Carole O'Hara

O'HARA--Carole, 99, beloved Voice Teacher and Singer, on February 15, 2013, in New York. Born Carolene Weisgerber in Wheeling, WV, on February 27, 1913, she grew up in West Alexander, PA, and graduated from Capital University in Columbus, OH. Carole came to New York in 1942, and earned her living through her beautiful mezzo-soprano voice, singing with City Opera, NBC Opera, Broadway productions, as concert soloist, and church and synagogue choir member. Carole taught voice from 1968 until felled by a stroke in 2012. Widow of Norman O'Hara (died 1955) and her true love Dee Engelbach (died 1983), and pre-deceased by beloved sister Margaret; Carole's family survivors include her nephew William Wickes of Columbus, OH, his children and grandchildren. Vivacious, striking, and loving, Carole inspired and changed the lives of many through the gifts of music and love. She will always be remembered and loved by her students (her "kids"), family, and friends. Carole did not want a funeral; there will be a memorial service TBA. Donations may be made to the Visiting Nurse Service of New York, who provided Carole with excellent hospice care. Published in the New York Times on February 18th, 2013 

I only met Carole once. But that meeting was momentous, taking place a year ago today. We were introduced by Jane Woodside, the widow of Lyndon Woodside, who had been a friend of Carole's for many years. Jane knew of my interest in historical vocal pedagogy, and suggested that I speak with Carole since the latter knew many luminaries in New York's musical scene. Carole, she told me, was one smart cookie. Nothing escaped her. She was a good voice teacher too. 

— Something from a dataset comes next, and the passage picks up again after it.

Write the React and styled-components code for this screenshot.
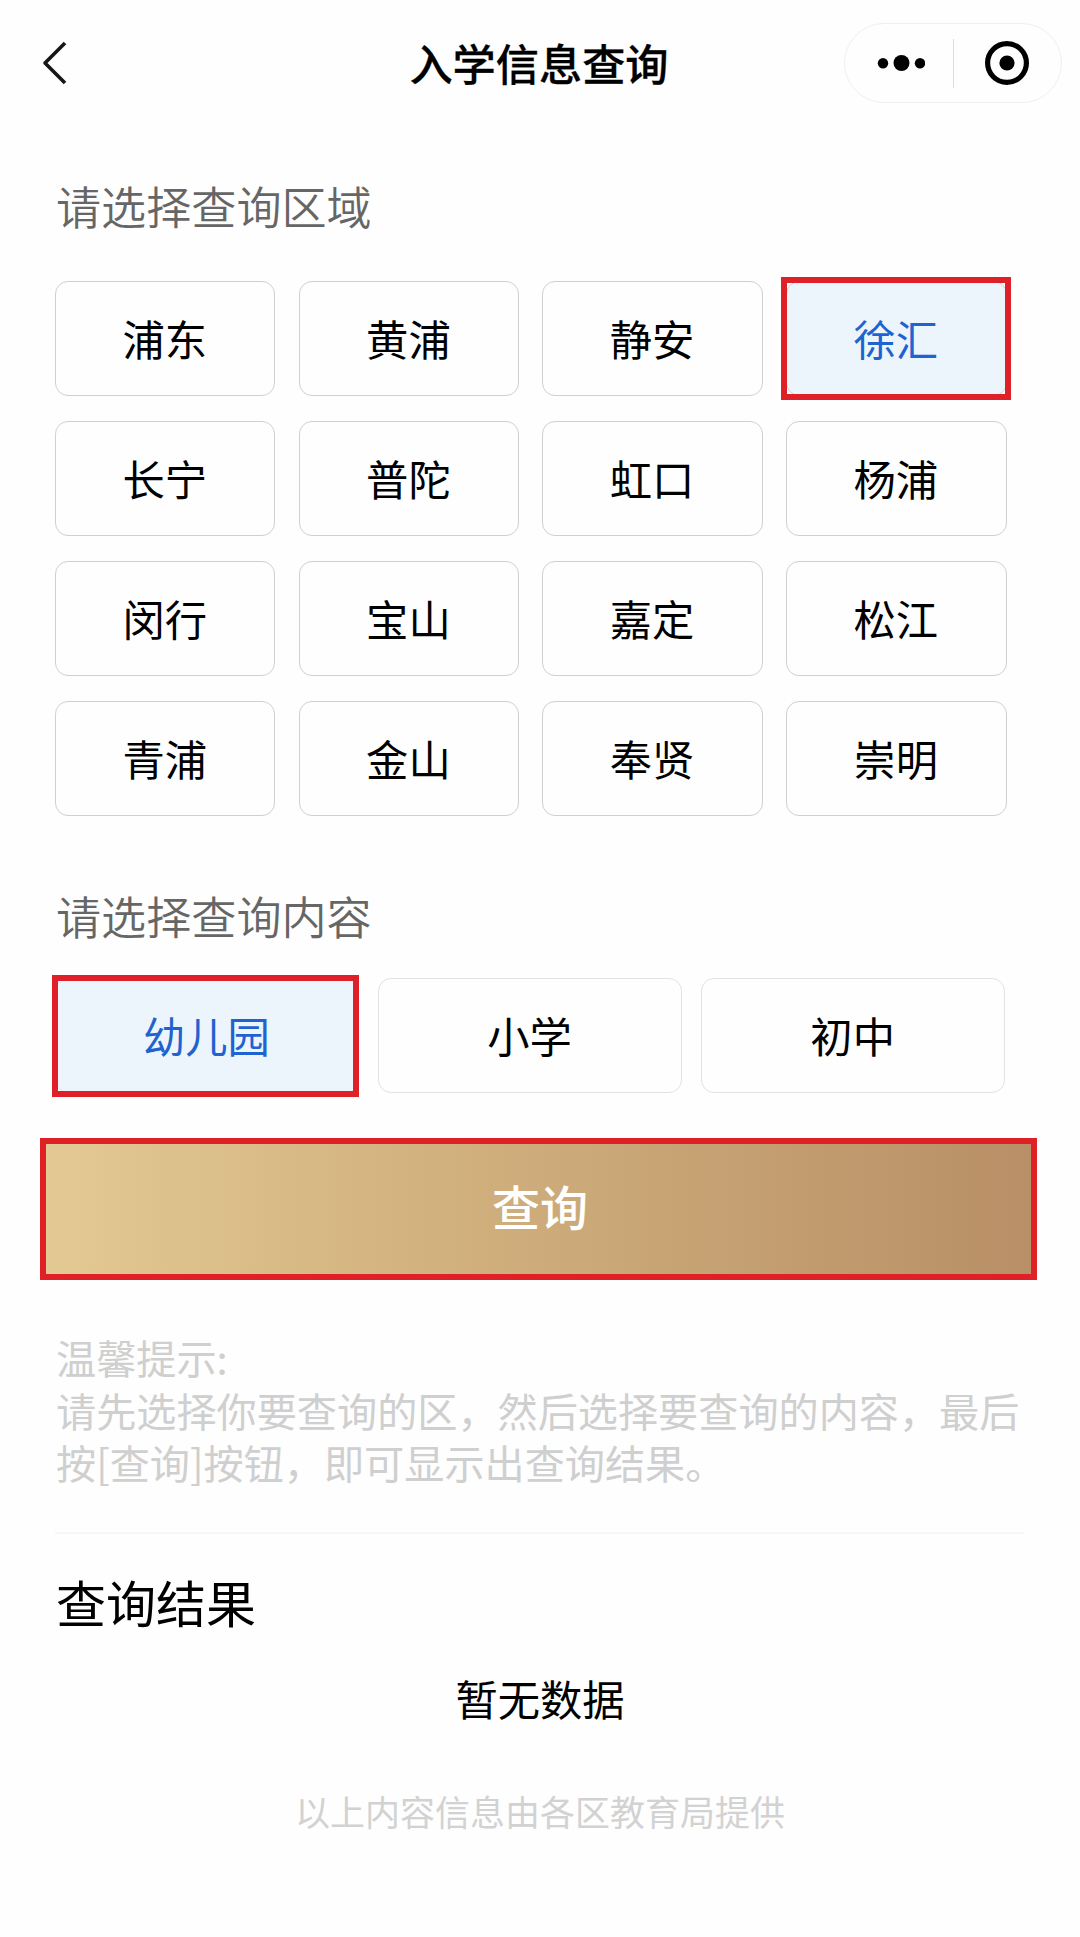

The three of us met on a Sunday afternoon at a French bistro on the Upper East Side. Jane and I got there first, Carole arriving a little later. When she entered the place, I knew Carole was someone special. She carried herself with great presence: silver hair swept up, spine straight as an arrow, face open and smiling. Introductions were made, and then time stopped for three hours while the conversation swept from Carole's arrival in New York in the early 1940's to the present. Carole never flagged, wavered or missed a beat. I mentioned a name half-way through our conversation, of someone I had found in my research; a long-fogotten direct disciple of the Garcías who taught in New York beginning in the late 1890's. The look on her face when I said that name is engraved in my memory. Her eyes got big as saucers as she took a deep breath,  leaned back in her chair, mouth agape, and stared into my eyes for a long minute. When she did speak, she cocked her head to the right, looked at me with a quizzical expression, then leaned in and said deliberately: "I haven't heard that name in sixty years!"

She knew. She remembered. She brought the past back to life, telling me about her musical life as a young woman, how her teachers taught, and how the world - both inside and outside the studio - had changed. It wasn't pretty, she thought. Students and artist managers were in a hurry, and learning to sing couldn't be hurried. It took a good two or three years of study to get things right. Sometimes longer. She never stopped thinking about singing, about the teaching of singing, about making music and art. It was her life. 

Carole taught voice to fifteen or so devoted students a week during the time I spoke with her, a significant thing for a person in their late 90's. She didn't stop living life. Her students? They adored her. And I could understood why. She was the real deal, knew her stuff, was loving, and had high standards.

A classy and knowledgable woman, I wish I'd had more time with her, but am glad that our paths crossed if only for those three hours. She gave me quite a gift that day in being able to describe one of the García School's first representatives in New York City. No small potatoes that. Now is not the time to present that information, which will come in its own time. Right now, I want to remember and honor a most gracious, glamorous, generous and charming woman. What a classy dame, Carole O"Hara.